One of the primary factors preventing consumers from buying online is too much packaging used in delivery. In response, leading e-commerce retailers, such as Coupang and Market Kurly, have introduced reusable-packaging programs.

While South Korean consumers have typically expressed less interest in environmental responsibility across retail categories, grocery is an exception.

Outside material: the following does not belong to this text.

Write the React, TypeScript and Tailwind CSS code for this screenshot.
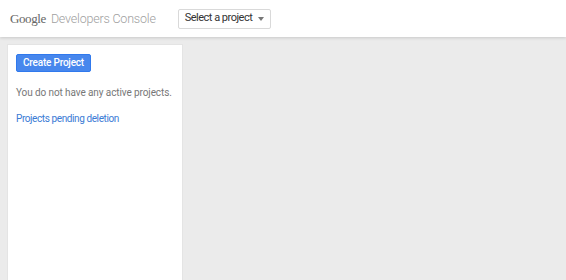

Bifurcation in spending: Searching for premium and value for money

Traditionally, premium grocery catered to a smaller share of consumers, but that base is now increasing. Lotte Department Store’s premium-grocery category grew by more than 35 percent annually over the past two years,13 and Hyundai Department Store recently started live streaming content on premium local delicacies, drawing customers primarily in their 20s and 30s.14

Consumer goods companies are pursuing strategies in the premium category to make up for declining operating profit caused by soaring prices for grains and other raw food. But not every retailer has been successful. Consumers routinely conduct significant research before they buy, and their digital literacy is higher than ever. In this market, new premium products that lack a clear value proposition have not resonated with consumers, many of whom are still actively seeking ways to save money and get the best promotions. To break through, grocers need to understand the attributes for which consumers are willing to pay more, rather than just adding fancy ingredients so they can charge higher prices.

Discounters and variety stores have also taken hold: this format grew 8 percent per year over the past five years, reaching $3 billion in 2021.15 Penny stores such as Daiso and No Brand have gained share in grocery with a value proposition that focuses on value for money and smaller units. No Brand’s sales increased at a CAGR of 32 percent from 2017 to 2021, and its food category continues to grow, especially as it expands into categories such as biscuits, canned food, and ice cream. Affluent consumers also visit penny stores, attracted by “category killer” grocery items such as snacks and HMRs.


Collectively, these trends have major implications for grocers, from their operating models and store formats to their investments in analytics and technology. Winning retailers will carefully monitor changing consumer behaviors and market patterns and respond quickly to gain an advantage.